Perez had always been good at math and her mother never failed to tell her this.
“My mother had also told me I was really good and math, my mother had always told me you would be a really good math teacher,” she said. But she never listened.
In the end, her mother was right. Perez received her teaching credentials from the University of La Verne. After 13 years of teaching at Buena High School, she was conferred her administrative credentials from California Lutheran University.
For the longest time, she never saw herself in administration because of her love for the classroom. “I’m not shy and I always enjoy meeting new people and I felt like I had a really good environment in my classroom that I always wanted to share [with students],” she said. So what changed?
One day, a friend altered her perspective, they told her being in administration would allow her to “meet and affect and help and support more students,” Perez expressed.
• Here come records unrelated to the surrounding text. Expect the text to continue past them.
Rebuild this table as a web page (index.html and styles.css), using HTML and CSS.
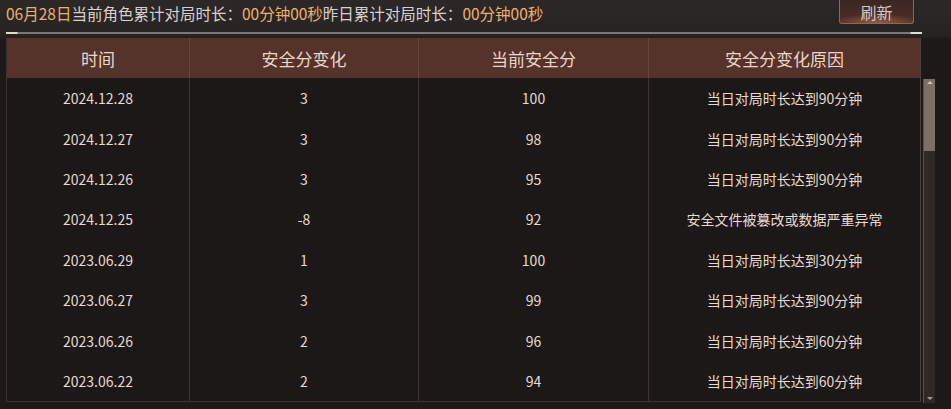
FILE: index.html
```html
<!DOCTYPE html>
<html lang="zh">
<head>
<meta charset="utf-8">
<link rel="stylesheet" href="styles.css">
</head>
<body>
<div class="page">
  <div class="top">
    <div class="title"><span class="hl">06月28日</span>当前角色累计对局时长：<span class="hl">00分钟00秒</span>昨日累计对局时长：<span class="hl">00分钟00秒</span></div>
    <button class="btn">刷新</button>
  </div>
  <div class="rule"></div>
  <div class="panel">
    <div class="table">
      <div class="row head">
        <div class="c">时间</div><div class="c">安全分变化</div><div class="c">当前安全分</div><div class="c">安全分变化原因</div>
      </div>
      <div class="row"><div class="c">2024.12.28</div><div class="c">3</div><div class="c">100</div><div class="c">当日对局时长达到90分钟</div></div>
      <div class="row"><div class="c">2024.12.27</div><div class="c">3</div><div class="c">98</div><div class="c">当日对局时长达到90分钟</div></div>
      <div class="row"><div class="c">2024.12.26</div><div class="c">3</div><div class="c">95</div><div class="c">当日对局时长达到90分钟</div></div>
      <div class="row"><div class="c">2024.12.25</div><div class="c">-8</div><div class="c">92</div><div class="c">安全文件被篡改或数据严重异常</div></div>
      <div class="row"><div class="c">2023.06.29</div><div class="c">1</div><div class="c">100</div><div class="c">当日对局时长达到30分钟</div></div>
      <div class="row"><div class="c">2023.06.27</div><div class="c">3</div><div class="c">99</div><div class="c">当日对局时长达到90分钟</div></div>
      <div class="row"><div class="c">2023.06.26</div><div class="c">2</div><div class="c">96</div><div class="c">当日对局时长达到60分钟</div></div>
      <div class="row"><div class="c">2023.06.22</div><div class="c">2</div><div class="c">94</div><div class="c">当日对局时长达到60分钟</div></div>
    </div>
    <div class="scroll">
      <div class="arrow up"></div>
      <div class="thumb"></div>
      <div class="arrow down"></div>
    </div>
  </div>
</div>
</body>
</html>
```

FILE: styles.css
```css
html, body {
  margin: 0;
  padding: 0;
  background: #1d1918;
  font-family: "Noto Sans CJK SC", "Noto Sans", sans-serif;
}
.page {
  width: 951px;
  height: 409px;
  overflow: hidden;
  background: linear-gradient(180deg, #2c2827 0px, #272322 36px, #1d1918 40px);
}
.top {
  height: 32px;
  display: flex;
  align-items: flex-start;
  justify-content: space-between;
  padding: 0 37px 0 6px;
}
.title {
  font-size: 15.5px;
  line-height: 27px;
  color: #d9d2cc;
  white-space: nowrap;
}
.hl { color: #efb06c; }
.btn {
  width: 75px;
  height: 24px;
  margin: 0;
  padding: 0;
  border: 1px solid #8d6757;
  border-top: none;
  border-radius: 0 0 3px 3px;
  background: radial-gradient(ellipse 60% 40% at 50% 100%, #9a5a44 0%, rgba(120,70,55,0) 100%), linear-gradient(180deg, #3c2622, #4e2e27);
  color: #d2cbc7;
  font-family: "Noto Sans CJK SC", sans-serif;
  font-size: 16px;
  line-height: 22px;
}
.rule {
  margin-left: 6px;
  width: 916px;
  height: 2px;
  background: linear-gradient(90deg, #e8d8c4 0px, #e8d8c4 11px, #7b7774 12px, #7b7774 904px, #e8dccb 905px, #e8dccb 916px);
}
.panel {
  margin-top: 4px;
  margin-left: 6px;
  display: flex;
  align-items: flex-start;
  gap: 2px;
}
.table {
  width: 913px;
  border-left: 1px solid #3b3331;
  border-right: 1px solid #4a403c;
  border-bottom: 1px solid #3e3533;
  background: #1c1817;
}
.row {
  display: grid;
  grid-template-columns: 182px 229px 230px 1fr;
  height: 40.4px;
}
.row .c {
  display: flex;
  align-items: center;
  justify-content: center;
  color: #e6dad2;
  font-size: 14px;
  border-left: 1px solid #3c3230;
}
.row .c:first-child { border-left: none; }
.head {
  height: 40px;
  background: #55322a;
}
.head .c {
  font-size: 17px;
  color: #ecd6c8;
  border-left: 1px solid #6a4537;
}
.scroll {
  margin-top: 41px;
  width: 11px;
  height: 324px;
  background: #2f2825;
  border-left: 1px solid #5d514b;
  display: flex;
  flex-direction: column;
}
.arrow {
  height: 8px;
  background: #7d6e66;
  position: relative;
}
.arrow.down { margin-top: auto; background: #2f2825; }
.arrow::after {
  content: "";
  position: absolute;
  left: 3px;
  top: 2px;
  border-left: 3px solid transparent;
  border-right: 3px solid transparent;
}
.arrow.up::after { border-bottom: 3px solid #d0c4bc; }
.arrow.down::after { border-top: 3px solid #a8988e; }
.thumb {
  height: 64px;
  background: #7d6e66;
}
```
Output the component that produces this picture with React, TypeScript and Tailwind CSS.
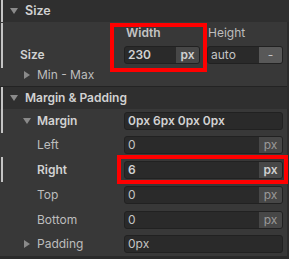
import React from "react";

const Tri = ({ open }: { open: boolean }) => (
  <svg width="8" height="8" viewBox="0 0 8 8" className="shrink-0">
    {open ? <polygon points="0,1 8,1 4,7" fill="#8a8a8a" /> : <polygon points="1,0 7,4 1,8" fill="#8a8a8a" />}
  </svg>
);

const Strip = () => <div className="absolute left-[1px] top-0 bottom-0 w-[2px] bg-[#c4c4c4]" />;

const Field = ({ value, unit, bold, bright, w }: { value: string; unit?: string; bold?: boolean; bright?: boolean; w?: string }) => (
  <div className={`flex h-[18px] ${w ?? "w-[159px]"} rounded-[3px] border border-[#212121] bg-[#2a2a2a] overflow-hidden`}>
    <div className={`flex-1 flex items-center pl-[3px] text-[12px] ${bold ? "font-semibold text-[#d2d2d2]" : "text-[#c4c4c4]"}`}>{value}</div>
    {unit && (
      <div className={`w-[23px] flex items-center justify-center bg-[#474747] text-[12px] ${bright ? "text-[#d0d0d0] font-semibold" : "text-[#9a9a9a]"}`}>{unit}</div>
    )}
  </div>
);

const Row = ({ label, h, bold, tri, strip, children }: { label: string; h: string; bold?: boolean; tri?: boolean; strip?: boolean; children: React.ReactNode }) => (
  <div className={`relative flex items-center ${h}`}>
    {strip && <Strip />}
    <div className="w-[124px] flex items-center pl-[23px] gap-[6px]">
      {tri ? <Tri open={label === "Margin"} /> : <div className="w-[8px]" />}
      <span className={`text-[12px] ${bold ? "font-semibold text-[#d2d2d2]" : "text-[#bdbdbd]"}`}>{label}</span>
    </div>
    {children}
  </div>
);

export default function App() {
  return (
    <div className="relative w-[289px] h-[259px] bg-[#383838] overflow-hidden" style={{ fontFamily: "Inter, 'Noto Sans', sans-serif" }}>
      {/* Size header */}
      <div className="relative flex items-center h-[22px] bg-[#2f2f2f] pl-[10px] gap-[7px]">
        <Strip />
        <Tri open />
        <span className="text-[12.5px] font-semibold text-[#d2d2d2]">Size</span>
      </div>
      {/* Size body */}
      <div className="relative h-[64px] flex flex-col">
        <div className="absolute left-[1px] top-[1px] h-[45px] w-[2px] bg-[#c4c4c4]" />
        <div className="h-[24px] flex items-end pb-[4px]">
          <div className="w-[126px]" />
          <span className="w-[82px] text-[12px] font-semibold text-[#c4c4c4]">Width</span>
          <span className="text-[12px] text-[#bdbdbd]">Height</span>
        </div>
        <div className="relative h-[18px] flex items-center">
          <div className="w-[124px] pl-[20px] text-[12px] font-semibold text-[#d2d2d2]">Size</div>
          <div className="flex gap-[7px]">
            <Field value="230" unit="px" bold bright w="w-[76px]" />
            <div className="flex h-[18px] w-[76px] rounded-[3px] border border-[#212121] bg-[#2a2a2a] overflow-hidden">
              <div className="flex-1 flex items-center pl-[3px] text-[12px] text-[#c4c4c4]">auto</div>
              <div className="w-[23px] flex items-center justify-center bg-[#585858] text-[12px] text-[#c4c4c4]">-</div>
            </div>
          </div>
        </div>
        <div className="h-[22px] flex items-center pl-[23px] gap-[6px]">
          <Tri open={false} />
          <span className="text-[12px] text-[#bdbdbd]">Min - Max</span>
        </div>
      </div>
      {/* Margin & Padding header */}
      <div className="relative flex items-center h-[23px] bg-[#2f2f2f] border-t border-[#232323] pl-[10px] gap-[7px]">
        <Strip />
        <Tri open />
        <span className="text-[12px] font-semibold text-[#d2d2d2]">Margin &amp; Padding</span>
      </div>
      <Row label="Margin" h="h-[24px]" bold tri strip>
        <Field value="0px 6px 0px 0px" bold />
      </Row>
      <Row label="Left" h="h-[24px]">
        <Field value="0" unit="px" />
      </Row>
      <Row label="Right" h="h-[25px]" bold strip>
        <Field value="6" unit="px" bold bright />
      </Row>
      <Row label="Top" h="h-[25px]">
        <Field value="0" unit="px" />
      </Row>
      <Row label="Bottom" h="h-[25px]">
        <Field value="0" unit="px" />
      </Row>
      <Row label="Padding" h="h-[24px]" tri>
        <Field value="0px" />
      </Row>
      <div className="h-[4px] bg-[#2a2a2a]" />
      {/* right edge */}
      <div className="absolute top-[22px] right-0 w-[2px] h-[237px] bg-[#2c2c2c]" />
      {/* Highlight boxes */}
      <div className="absolute left-[110px] top-[23px] w-[97px] h-[49px] border-[4px] border-[#ff0000]" />
      <div className="absolute left-[117px] top-[155px] w-[171px] h-[29px] border-[4px] border-[#ff0000]" />
    </div>
  );
}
Perez said the primary responsibilities of an assistant principal were “to support students and teachers.”
By being assistant principal, Perez says that she “can do best practices for those students better out here [in administration] and across all curriculum.” Three weeks after speaking with her friend, Perez applied for the Cal Lutheran administrative credential course.
Now that she’s here at Foothill, she describes it as “a dream come true.” She believes “every single kid on this campus has such a zest and such a purposeful path.”
With such strong students and reputation Perez was nervous coming into Foothill.
“I don’t know how I’ll fit into this environment. I’ve been so long at Buena,” Perez said. Yet her worries vanished on her first day at returning student orientation.
“I was overwhelmed by the sense of community that’s here,” she said.
Perez thought everyone was “welcoming and inclusive.” This made her feel like she belonged and was in the right place.
Her main goal is to help and support students here at Foothill and to help students see things from a new perspective. Perez thinks students should know you can “go and try something that you might be horrible at, that might not fit a check box on the college application, but it will give you experience in life to make those boxes easier to check or worthy to check.”